* _DATASET EXTRACT_:
****

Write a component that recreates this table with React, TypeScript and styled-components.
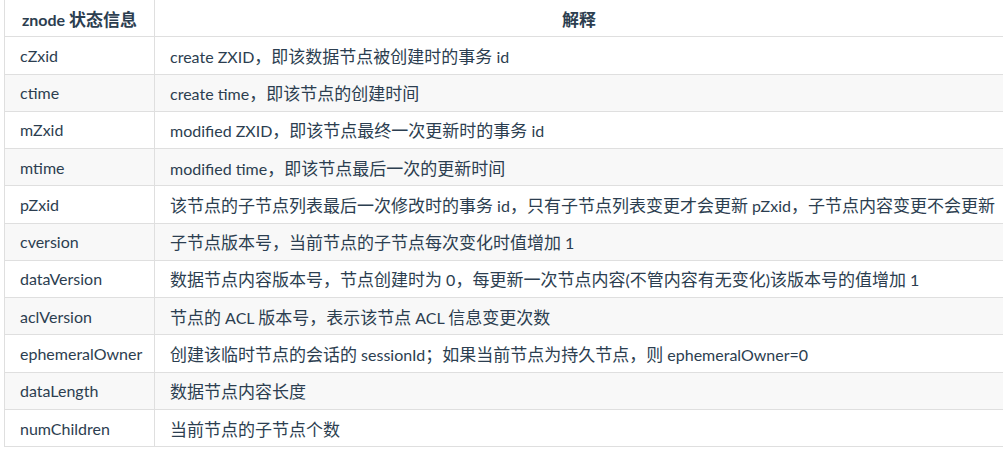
import React from 'react';
import styled, { createGlobalStyle } from 'styled-components';

const GlobalStyle = createGlobalStyle`
  html, body {
    margin: 0;
    padding: 0;
    background: #fff;
  }
  body {
    font-family: Lato, "Noto Sans CJK SC", sans-serif;
    color: #2c3e50;
  }
`;

const Page = styled.div`
  padding-left: 4px;
  margin-top: -1px;
  overflow: hidden;
  height: 451px;
`;

const Table = styled.table`
  width: 1000px;
  border-collapse: collapse;
  table-layout: fixed;
  font-size: 16px;
`;

const HeadCell = styled.th<{ $width?: string }>`
  width: ${({ $width }) => $width || 'auto'};
  height: 37.27px;
  padding: 0 10px;
  border: 1px solid #dfdfdf;
  font-weight: 700;
  text-align: center;
  white-space: nowrap;
  box-sizing: border-box;
`;

const Row = styled.tr<{ $striped?: boolean }>`
  background: ${({ $striped }) => ($striped ? '#f8f8f8' : '#fff')};
`;

const Cell = styled.td`
  height: 37.27px;
  padding: 0 15px;
  border: 1px solid #dfdfdf;
  white-space: nowrap;
  overflow: hidden;
  box-sizing: border-box;
`;

// 한자 부분은 조금 크게
const Han = styled.span`
  font-family: "Noto Sans CJK SC", sans-serif;
  font-size: 17px;
`;

const CJK = /([\u3000-\u303f\u4e00-\u9fff\uff00-\uffef]+)/;

const Mixed: React.FC<{ text: string }> = ({ text }) => (
  <>
    {text.split(CJK).map((part, i) =>
      CJK.test(part) ? <Han key={i}>{part}</Han> : part
    )}
  </>
);

const rows: [string, string][] = [
  ['cZxid', 'create ZXID，即该数据节点被创建时的事务 id'],
  ['ctime', 'create time，即该节点的创建时间'],
  ['mZxid', 'modified ZXID，即该节点最终一次更新时的事务 id'],
  ['mtime', 'modified time，即该节点最后一次的更新时间'],
  ['pZxid', '该节点的子节点列表最后一次修改时的事务 id，只有子节点列表变更才会更新 pZxid，子节点内容变更不会更新'],
  ['cversion', '子节点版本号，当前节点的子节点每次变化时值增加 1'],
  ['dataVersion', '数据节点内容版本号，节点创建时为 0，每更新一次节点内容(不管内容有无变化)该版本号的值增加 1'],
  ['aclVersion', '节点的 ACL 版本号，表示该节点 ACL 信息变更次数'],
  ['ephemeralOwner', '创建该临时节点的会话的 sessionId；如果当前节点为持久节点，则 ephemeralOwner=0'],
  ['dataLength', '数据节点内容长度'],
  ['numChildren', '当前节点的子节点个数'],
];

export default function App() {
  return (
    <>
      <GlobalStyle />
      <Page>
        <Table>
          <thead>
            <tr>
              <HeadCell $width="150px"><Mixed text="znode 状态信息" /></HeadCell>
              <HeadCell><Mixed text="解释" /></HeadCell>
            </tr>
          </thead>
          <tbody>
            {rows.map(([key, desc], i) => (
              <Row key={key} $striped={i % 2 === 1}>
                <Cell>{key}</Cell>
                <Cell><Mixed text={desc} /></Cell>
              </Row>
            ))}
          </tbody>
        </Table>
      </Page>
    </>
  );
}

****

* _REQUIREMENT_: Transcribe all of the material exactly, leaving out whatever pictures it contains.

* _EXPECTED OUTPUT_:
Write a component that recreates this table with React, TypeScript and styled-components.
import React from 'react';
import styled, { createGlobalStyle } from 'styled-components';

const GlobalStyle = createGlobalStyle`
  html, body {
    margin: 0;
    padding: 0;
    background: #fff;
  }
  body {
    font-family: Lato, "Noto Sans CJK SC", sans-serif;
    color: #2c3e50;
  }
`;

const Page = styled.div`
  padding-left: 4px;
  margin-top: -1px;
  overflow: hidden;
  height: 451px;
`;

const Table = styled.table`
  width: 1000px;
  border-collapse: collapse;
  table-layout: fixed;
  font-size: 16px;
`;

const HeadCell = styled.th<{ $width?: string }>`
  width: ${({ $width }) => $width || 'auto'};
  height: 37.27px;
  padding: 0 10px;
  border: 1px solid #dfdfdf;
  font-weight: 700;
  text-align: center;
  white-space: nowrap;
  box-sizing: border-box;
`;

const Row = styled.tr<{ $striped?: boolean }>`
  background: ${({ $striped }) => ($striped ? '#f8f8f8' : '#fff')};
`;

const Cell = styled.td`
  height: 37.27px;
  padding: 0 15px;
  border: 1px solid #dfdfdf;
  white-space: nowrap;
  overflow: hidden;
  box-sizing: border-box;
`;

// 한자 부분은 조금 크게
const Han = styled.span`
  font-family: "Noto Sans CJK SC", sans-serif;
  font-size: 17px;
`;

const CJK = /([\u3000-\u303f\u4e00-\u9fff\uff00-\uffef]+)/;

const Mixed: React.FC<{ text: string }> = ({ text }) => (
  <>
    {text.split(CJK).map((part, i) =>
      CJK.test(part) ? <Han key={i}>{part}</Han> : part
    )}
  </>
);

const rows: [string, string][] = [
  ['cZxid', 'create ZXID，即该数据节点被创建时的事务 id'],
  ['ctime', 'create time，即该节点的创建时间'],
  ['mZxid', 'modified ZXID，即该节点最终一次更新时的事务 id'],
  ['mtime', 'modified time，即该节点最后一次的更新时间'],
  ['pZxid', '该节点的子节点列表最后一次修改时的事务 id，只有子节点列表变更才会更新 pZxid，子节点内容变更不会更新'],
  ['cversion', '子节点版本号，当前节点的子节点每次变化时值增加 1'],
  ['dataVersion', '数据节点内容版本号，节点创建时为 0，每更新一次节点内容(不管内容有无变化)该版本号的值增加 1'],
  ['aclVersion', '节点的 ACL 版本号，表示该节点 ACL 信息变更次数'],
  ['ephemeralOwner', '创建该临时节点的会话的 sessionId；如果当前节点为持久节点，则 ephemeralOwner=0'],
  ['dataLength', '数据节点内容长度'],
  ['numChildren', '当前节点的子节点个数'],
];

export default function App() {
  return (
    <>
      <GlobalStyle />
      <Page>
        <Table>
          <thead>
            <tr>
              <HeadCell $width="150px"><Mixed text="znode 状态信息" /></HeadCell>
              <HeadCell><Mixed text="解释" /></HeadCell>
            </tr>
          </thead>
          <tbody>
            {rows.map(([key, desc], i) => (
              <Row key={key} $striped={i % 2 === 1}>
                <Cell>{key}</Cell>
                <Cell><Mixed text={desc} /></Cell>
              </Row>
            ))}
          </tbody>
        </Table>
      </Page>
    </>
  );
}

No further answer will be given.